Guilty of incest, but unaware of her fault, Jocasta is an ambiguous character. Within the medieval adaptations of the myth, this figure undergoes different interpretations, that can follow two main narrative schemes, which correspond to as many ancient versions of the legend: in Sophocles’ tragedy, Jocasta commits suicide as soon as she discovers the incest; in The Phoenician Women of Euripides (as in Statius’ Thebaid) she tries to avoid the conflict between her two sons, but commits suicide with a sword when she realises that her efforts are futile.
This dynamic concerns the French literature, which during the Middle Ages constantly re-tells the Theban legend. In this paper we show to what extent French medieval literature elaborates the life of Jocasta and through which narrative devices. To do so, this article takes into consideration a large corpus, from the 12th to the 15th century (from the Roman de Thèbes to the Fleur des histoires of Jean Mansel).

Extrait

Parmi les personnages féminins qui peuplent la mythologie grecque, de nombreux récits exploitent le thème d’une maternité tragique. Destinée à incarner une culpabilité de caractère maternel, ces femmes créent, à travers le mythos, un logos sur le délit annoncé.
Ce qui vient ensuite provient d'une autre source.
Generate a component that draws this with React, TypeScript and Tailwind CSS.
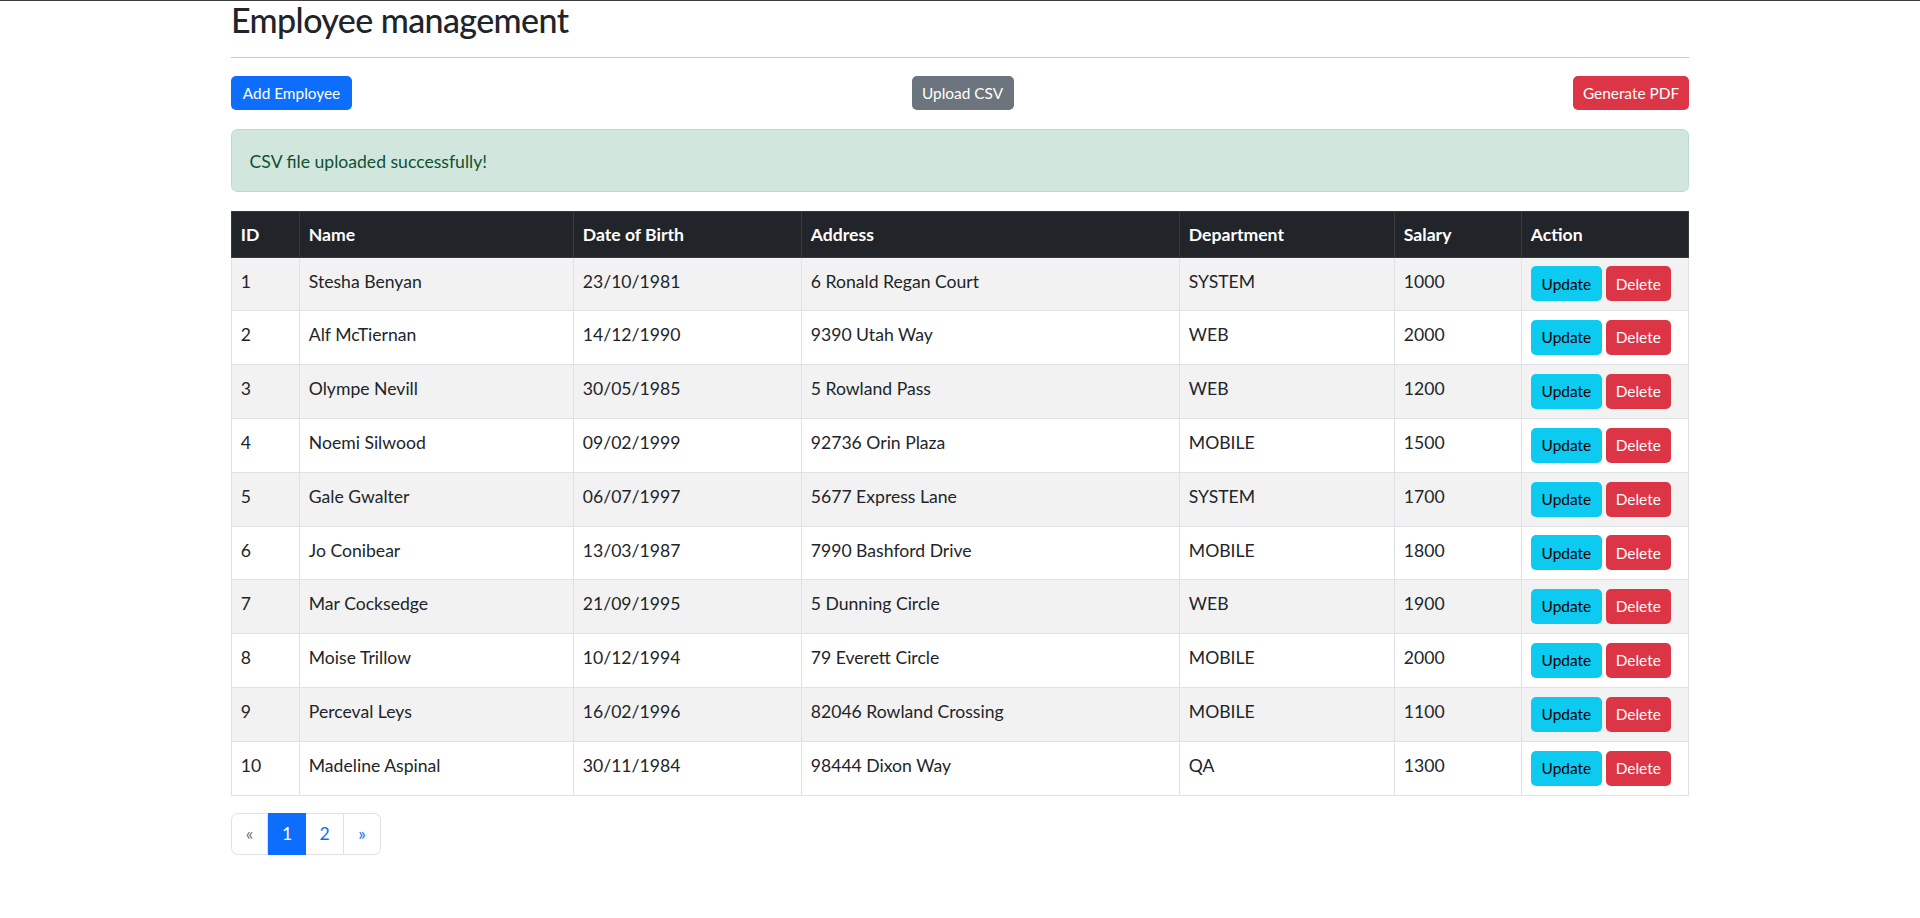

Le matricide motivé par la vengeance est relaté dans l’histoire d’Éryphile, mère d’Alcméon et d’Amphiloque, et dans celle de Clytemnestre, tuée par son fils Oreste. Althée, mère de Méléagre, est la protagoniste d’un infanticide, tout comme Agavé, mère de Penthée, et Médée, épouse trahie par Jason. À côté de ces figures, celle de Jocaste est moins marquée par une seule faute que par un sort malheureux qui, à son insu, se traduit en une multiplicité de péchés. C’est aussi par la complexité de son histoire que Jocaste, du Moyen Âge jusqu’à l’époque moderne, demeure une matrice artistique inépuisable, tant dans la littérature qu’au théâtre, jusqu’au cinéma.

Jocaste est un personnage qui incarne une maternité affectée, du début à l...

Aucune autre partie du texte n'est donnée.